Task to carry out
Pull out every line containing the string "index".

#### Material provided

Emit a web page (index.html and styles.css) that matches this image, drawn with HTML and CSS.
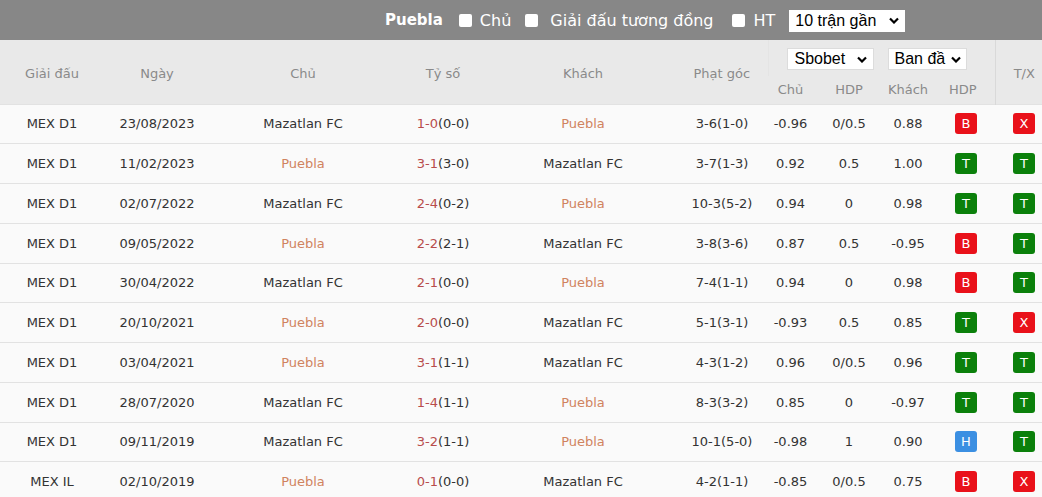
FILE: index.html
```html
<!DOCTYPE html>
<html lang="vi">
<head>
<meta charset="utf-8">
<title>Puebla</title>
<link rel="stylesheet" href="styles.css">
</head>
<body>
<div class="topbar">
  <span class="team">Puebla</span>
  <label class="opt opt-home"><span class="box"></span>Chủ</label>
  <label class="opt opt-league"><span class="box"></span>Giải đấu tương đồng</label>
  <label class="opt opt-ht"><span class="box"></span>HT</label>
  <div class="select sel-top">10 trận gần<svg class="chev" viewBox="0 0 10 6"><path d="M1 1 L5 5 L9 1"/></svg></div>
</div>
<table class="grid">
  <colgroup>
    <col class="c-league"><col class="c-date"><col class="c-home"><col class="c-score"><col class="c-away"><col class="c-corner"><col class="c-oh"><col class="c-hdp"><col class="c-oa"><col class="c-res"><col class="c-tx">
  </colgroup>
  <thead>
    <tr class="h1">
      <th rowspan="2">Giải đấu</th>
      <th rowspan="2">Ngày</th>
      <th rowspan="2">Chủ</th>
      <th rowspan="2">Tỷ số</th>
      <th rowspan="2">Khách</th>
      <th rowspan="2">Phạt góc</th>
      <th colspan="4" class="odds-sel">
        <div class="sels">
          <div class="select sel-book">Sbobet<svg class="chev" viewBox="0 0 10 6"><path d="M1 1 L5 5 L9 1"/></svg></div>
          <div class="select sel-start">Ban đầ<svg class="chev" viewBox="0 0 10 6"><path d="M1 1 L5 5 L9 1"/></svg></div>
        </div>
      </th>
      <th rowspan="2" class="tx">T/X</th>
    </tr>
    <tr class="h2">
      <th>Chủ</th><th>HDP</th><th>Khách</th><th>HDP</th>
    </tr>
  </thead>
  <tbody>
    <tr><td>MEX D1</td><td>23/08/2023</td><td>Mazatlan FC</td><td><span class="sc">1-0</span>(0-0)</td><td class="hl">Puebla</td><td>3-6(1-0)</td><td>-0.96</td><td>0/0.5</td><td>0.88</td><td class="res"><span class="bd r">B</span></td><td><span class="bd r">X</span></td></tr>
    <tr><td>MEX D1</td><td>11/02/2023</td><td class="hl">Puebla</td><td><span class="sc">3-1</span>(3-0)</td><td>Mazatlan FC</td><td>3-7(1-3)</td><td>0.92</td><td>0.5</td><td>1.00</td><td class="res"><span class="bd g">T</span></td><td><span class="bd g">T</span></td></tr>
    <tr><td>MEX D1</td><td>02/07/2022</td><td>Mazatlan FC</td><td><span class="sc">2-4</span>(0-2)</td><td class="hl">Puebla</td><td>10-3(5-2)</td><td>0.94</td><td>0</td><td>0.98</td><td class="res"><span class="bd g">T</span></td><td><span class="bd g">T</span></td></tr>
    <tr><td>MEX D1</td><td>09/05/2022</td><td class="hl">Puebla</td><td><span class="sc">2-2</span>(2-1)</td><td>Mazatlan FC</td><td>3-8(3-6)</td><td>0.87</td><td>0.5</td><td>-0.95</td><td class="res"><span class="bd r">B</span></td><td><span class="bd g">T</span></td></tr>
    <tr><td>MEX D1</td><td>30/04/2022</td><td>Mazatlan FC</td><td><span class="sc">2-1</span>(0-0)</td><td class="hl">Puebla</td><td>7-4(1-1)</td><td>0.94</td><td>0</td><td>0.98</td><td class="res"><span class="bd r">B</span></td><td><span class="bd g">T</span></td></tr>
    <tr><td>MEX D1</td><td>20/10/2021</td><td class="hl">Puebla</td><td><span class="sc">2-0</span>(0-0)</td><td>Mazatlan FC</td><td>5-1(3-1)</td><td>-0.93</td><td>0.5</td><td>0.85</td><td class="res"><span class="bd g">T</span></td><td><span class="bd r">X</span></td></tr>
    <tr><td>MEX D1</td><td>03/04/2021</td><td class="hl">Puebla</td><td><span class="sc">3-1</span>(1-1)</td><td>Mazatlan FC</td><td>4-3(1-2)</td><td>0.96</td><td>0/0.5</td><td>0.96</td><td class="res"><span class="bd g">T</span></td><td><span class="bd g">T</span></td></tr>
    <tr><td>MEX D1</td><td>28/07/2020</td><td>Mazatlan FC</td><td><span class="sc">1-4</span>(1-1)</td><td class="hl">Puebla</td><td>8-3(3-2)</td><td>0.85</td><td>0</td><td>-0.97</td><td class="res"><span class="bd g">T</span></td><td><span class="bd g">T</span></td></tr>
    <tr><td>MEX D1</td><td>09/11/2019</td><td>Mazatlan FC</td><td><span class="sc">3-2</span>(1-1)</td><td class="hl">Puebla</td><td>10-1(5-0)</td><td>-0.98</td><td>1</td><td>0.90</td><td class="res"><span class="bd b">H</span></td><td><span class="bd g">T</span></td></tr>
    <tr><td>MEX IL</td><td>02/10/2019</td><td class="hl">Puebla</td><td><span class="sc">0-1</span>(0-0)</td><td>Mazatlan FC</td><td>4-2(1-1)</td><td>-0.85</td><td>0/0.5</td><td>0.75</td><td class="res"><span class="bd r">B</span></td><td><span class="bd r">X</span></td></tr>
  </tbody>
</table>
</body>
</html>
```
FILE: styles.css
```css
html, body {
  margin: 0;
  padding: 0;
  overflow: hidden;
  background: #fafafa;
  font-family: "DejaVu Sans", Tahoma, sans-serif;
}

.topbar {
  height: 40px;
  background: #878787;
  display: flex;
  align-items: center;
  padding-left: 385px;
  color: #fff;
  font-size: 16px;
  box-sizing: border-box;
}
.team {
  font-weight: bold;
  font-size: 15px;
  margin-right: 16px;
}
.opt {
  display: flex;
  align-items: center;
}
.box {
  width: 13px;
  height: 13px;
  background: #fff;
  border-radius: 2px;
  margin-right: 8px;
}
.opt-home { margin-right: 14px; }
.opt-league { margin-right: 18px; }
.opt-league .box { margin-right: 12px; }
.opt-ht { margin-right: 14px; }
.opt-ht .box { margin-right: 9px; }

.select {
  display: flex;
  align-items: center;
  justify-content: space-between;
  background: #fff;
  color: #000;
  font-family: "Liberation Sans", Arial, sans-serif;
  font-size: 16px;
  height: 22px;
  box-sizing: border-box;
  padding: 0 6px;
  white-space: nowrap;
}
.chev {
  width: 10px;
  height: 7px;
  flex: none;
  margin-left: 6px;
  fill: none;
  stroke: #000;
  stroke-width: 2.2;
}
.sel-top {
  width: 116px;
  margin-top: 1px;
}
.sel-book {
  width: 87px;
  border: 1px solid #dcdcdc;
  padding-left: 7px;
}
.sel-start {
  width: 79px;
  border: 1px solid #dcdcdc;
  padding-right: 5px;
}
.sel-start .chev { margin-left: 0; }

.grid {
  width: 1053px;
  table-layout: fixed;
  border-collapse: collapse;
  font-size: 13px;
}
.c-league { width: 104px; }
.c-date { width: 106px; }
.c-home { width: 186px; }
.c-score { width: 94px; }
.c-away { width: 186px; }
.c-corner { width: 92px; }
.c-oh { width: 45px; }
.c-hdp { width: 72px; }
.c-oa { width: 46px; }
.c-res { width: 64px; }
.c-tx { width: 58px; }

thead th {
  background: #e9e9e9;
  color: #8a8a8a;
  font-weight: normal;
  text-align: center;
  padding: 4px 0 0;
}
.h1 { height: 36px; }
.h2 { height: 28px; }
.h2 th { vertical-align: top; padding-top: 6px; }
.odds-sel {
  vertical-align: top;
  border-left: 1px solid #e4e4e4;
}
thead th.odds-sel { padding: 0; }
.sels {
  display: flex;
  padding: 8px 0 0 18px;
  gap: 14px;
}
.tx { border-left: 1px solid #d9d9d9; }

tbody tr {
  height: 39.75px;
  border-top: 1px solid #e2e2e2;
}
tbody td {
  text-align: center;
  color: #333;
  padding: 0;
  white-space: nowrap;
}
td.hl { color: #d0835f; }
.sc { color: #b84c4c; }
td.res { padding-left: 6px; }

.bd {
  display: inline-block;
  width: 22px;
  height: 21px;
  line-height: 21px;
  border-radius: 3px;
  color: #fff;
  font-size: 13px;
  vertical-align: middle;
}
.bd.r { background: #e9111a; }
.bd.g { background: #0b800b; }
.bd.b { background: #3b8fe2; }
```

########

Solution
Emit a web page (index.html and styles.css) that matches this image, drawn with HTML and CSS.
FILE: index.html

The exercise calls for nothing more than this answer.